JC: There is an enormous youth bulge in the Middle East, and not nearly enough jobs. Economies are mostly stagnant and there is little sign of innovative thinking in that sphere. Long-term droughts exacerbated by climate change are creating rural discontents that then spill over on cities as workers migrate. Governments are attempting to deal with instability by moving in an even more authoritarian direction, which makes several states in the region brittle.

ESQ: How much can an American president actually influence outcomes in the Middle East?

AI: The wars in Iraq and Afghanistan have proven that American interventionism can have a seismic effect on nations in the Middle East. We have successfully Balkanised Iraq into Sunni, Shia and Kurdish regions, and Afghanistan continues to remain the “graveyard of empires”. Ultimately, it will only be the citizens of these countries who will ensure prosperous futures for their respective societies.

JC: The US is probably not willing to put the kinds of investments into the region that would make a difference. Once ISIS is defeated, the new president may want to get out of Iraq and Syria.  In the absence of a substantial investment, the president can only talk up the leaders he supports. The potential hot spot is Iran, which could be targeted for a 1953-style covert op.

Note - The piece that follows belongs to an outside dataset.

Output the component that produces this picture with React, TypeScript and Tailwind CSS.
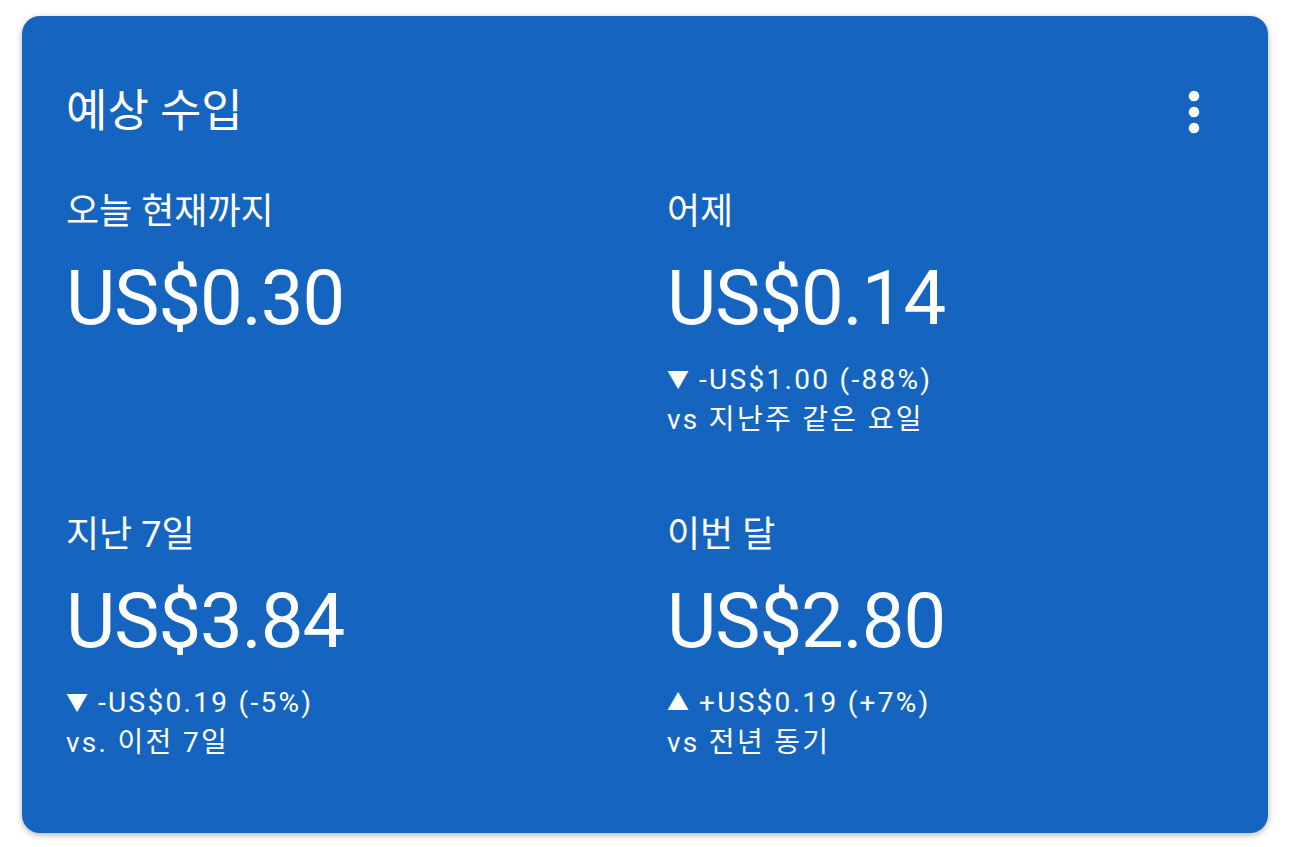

JZ: After 16 consecutive years of neglect of mismanagement, the Israel/Palestine conflict is no longer solvable on the basis of two states. There are too many hardline settlers in Jerusalem and the West Bank, and there is no Israeli government on the horizon willing to start a civil war to remove them. The conflict has now become a struggle for equal rights and human rights. Trump can’t affect that.

I also do not see Syria or Iraq on the way to being resolved in a Trump Administration. Both conflicts need a regional solution. Iran and Saudi Arabia hold the keys to creating a regional security framework. I don’t see Trump any more interested in advancing big ideas like this than Obama was.